:: Given data ::

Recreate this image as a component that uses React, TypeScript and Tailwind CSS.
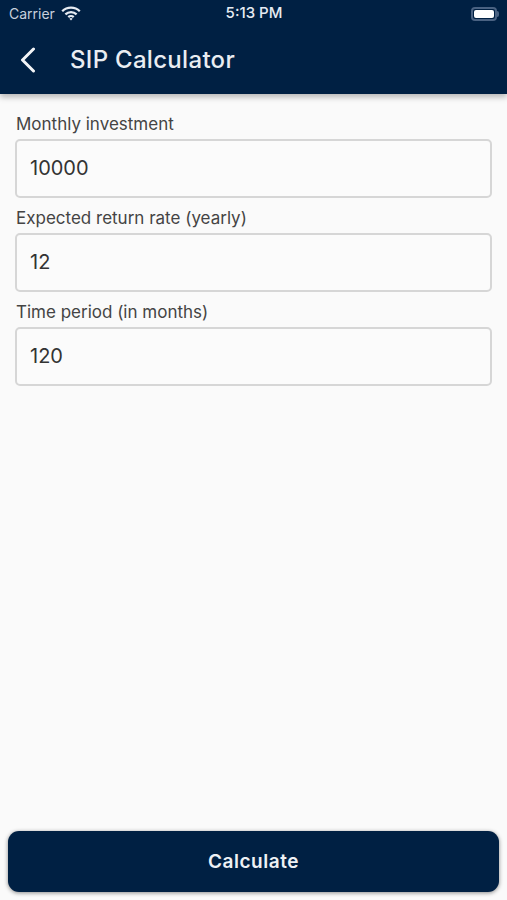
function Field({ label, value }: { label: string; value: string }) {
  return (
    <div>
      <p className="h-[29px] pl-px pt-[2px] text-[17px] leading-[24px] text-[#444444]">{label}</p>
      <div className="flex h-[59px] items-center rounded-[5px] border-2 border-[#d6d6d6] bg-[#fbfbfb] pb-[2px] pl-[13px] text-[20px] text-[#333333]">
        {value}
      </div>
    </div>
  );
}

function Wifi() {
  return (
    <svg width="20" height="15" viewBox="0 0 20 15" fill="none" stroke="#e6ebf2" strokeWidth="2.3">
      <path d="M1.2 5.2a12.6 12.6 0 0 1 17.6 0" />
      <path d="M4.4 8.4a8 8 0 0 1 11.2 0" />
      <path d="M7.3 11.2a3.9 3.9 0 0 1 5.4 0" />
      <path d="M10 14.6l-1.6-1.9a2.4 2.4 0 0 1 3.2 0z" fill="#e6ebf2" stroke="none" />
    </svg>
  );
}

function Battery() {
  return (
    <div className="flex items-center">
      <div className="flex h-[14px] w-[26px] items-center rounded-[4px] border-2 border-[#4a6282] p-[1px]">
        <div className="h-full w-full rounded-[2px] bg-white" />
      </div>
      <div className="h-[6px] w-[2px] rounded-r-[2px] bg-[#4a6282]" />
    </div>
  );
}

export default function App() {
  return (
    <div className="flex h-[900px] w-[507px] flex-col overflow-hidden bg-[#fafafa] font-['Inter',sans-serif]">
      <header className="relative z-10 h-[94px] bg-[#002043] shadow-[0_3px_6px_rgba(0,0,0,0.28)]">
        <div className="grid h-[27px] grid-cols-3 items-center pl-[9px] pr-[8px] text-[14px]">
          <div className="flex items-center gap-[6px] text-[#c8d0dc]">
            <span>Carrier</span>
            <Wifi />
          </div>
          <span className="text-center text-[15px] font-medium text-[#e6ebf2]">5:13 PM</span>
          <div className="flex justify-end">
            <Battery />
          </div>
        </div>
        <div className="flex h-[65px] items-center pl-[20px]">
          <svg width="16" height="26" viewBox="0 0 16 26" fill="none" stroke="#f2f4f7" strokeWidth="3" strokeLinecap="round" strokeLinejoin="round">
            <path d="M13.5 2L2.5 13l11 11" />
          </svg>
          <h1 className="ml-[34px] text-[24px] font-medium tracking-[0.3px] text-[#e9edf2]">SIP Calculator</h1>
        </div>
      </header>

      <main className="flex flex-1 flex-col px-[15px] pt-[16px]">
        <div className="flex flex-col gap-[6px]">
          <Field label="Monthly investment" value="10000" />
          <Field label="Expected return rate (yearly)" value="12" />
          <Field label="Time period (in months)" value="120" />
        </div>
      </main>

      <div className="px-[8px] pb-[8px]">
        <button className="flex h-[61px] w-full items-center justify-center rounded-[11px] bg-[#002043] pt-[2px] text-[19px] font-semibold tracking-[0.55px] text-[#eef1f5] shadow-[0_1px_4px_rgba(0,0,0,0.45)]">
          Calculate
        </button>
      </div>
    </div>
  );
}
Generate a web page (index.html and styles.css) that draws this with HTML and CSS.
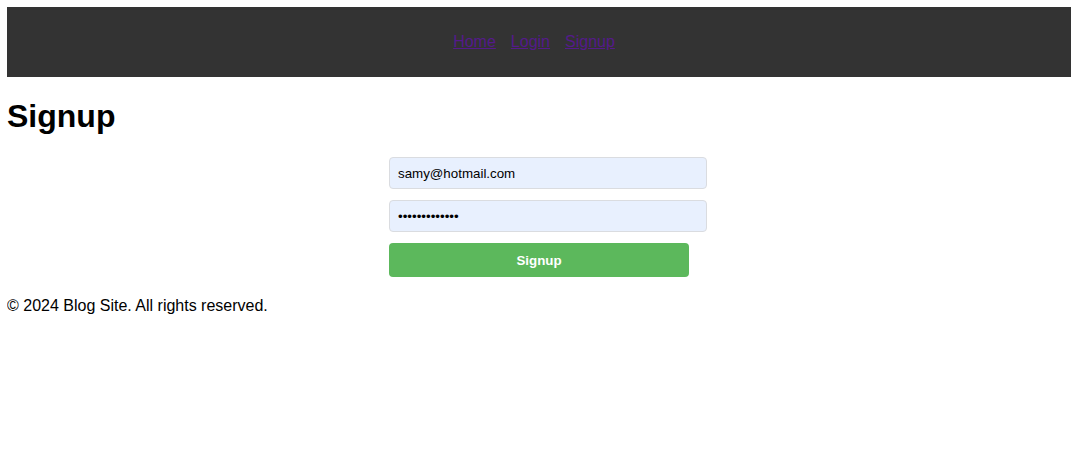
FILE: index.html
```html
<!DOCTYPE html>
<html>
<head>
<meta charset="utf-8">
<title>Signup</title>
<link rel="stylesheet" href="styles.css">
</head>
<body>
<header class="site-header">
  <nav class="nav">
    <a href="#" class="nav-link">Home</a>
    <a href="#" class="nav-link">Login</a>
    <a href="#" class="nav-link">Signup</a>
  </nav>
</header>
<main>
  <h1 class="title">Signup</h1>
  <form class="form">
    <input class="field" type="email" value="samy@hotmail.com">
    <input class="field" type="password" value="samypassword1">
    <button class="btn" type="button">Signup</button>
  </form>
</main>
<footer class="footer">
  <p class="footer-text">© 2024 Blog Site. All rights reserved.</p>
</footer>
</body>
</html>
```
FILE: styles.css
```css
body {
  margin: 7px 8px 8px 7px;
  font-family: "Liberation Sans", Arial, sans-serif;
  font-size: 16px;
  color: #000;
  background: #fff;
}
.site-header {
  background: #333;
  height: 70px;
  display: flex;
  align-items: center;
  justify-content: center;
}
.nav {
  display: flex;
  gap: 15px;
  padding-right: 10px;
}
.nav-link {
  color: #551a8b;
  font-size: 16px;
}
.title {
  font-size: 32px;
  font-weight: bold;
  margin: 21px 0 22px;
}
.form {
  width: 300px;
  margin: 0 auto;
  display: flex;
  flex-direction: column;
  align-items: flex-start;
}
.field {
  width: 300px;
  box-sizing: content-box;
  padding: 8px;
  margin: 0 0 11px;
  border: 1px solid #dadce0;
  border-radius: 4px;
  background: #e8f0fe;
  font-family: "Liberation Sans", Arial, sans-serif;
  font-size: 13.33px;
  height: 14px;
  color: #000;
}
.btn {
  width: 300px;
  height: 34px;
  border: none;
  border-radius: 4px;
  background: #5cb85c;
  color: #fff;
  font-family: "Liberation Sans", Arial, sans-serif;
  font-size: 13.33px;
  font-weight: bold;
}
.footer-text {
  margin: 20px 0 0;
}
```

:::
:: Given data ::

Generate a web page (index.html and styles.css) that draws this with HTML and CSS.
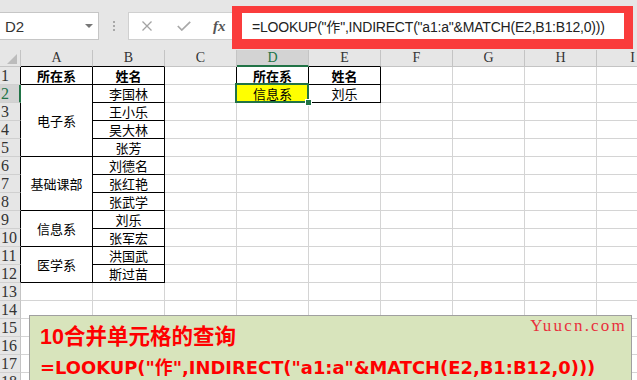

:::

* Direction
Look through the material above and work out how many of its lines contain "styles". State the number only.

* Correct result
4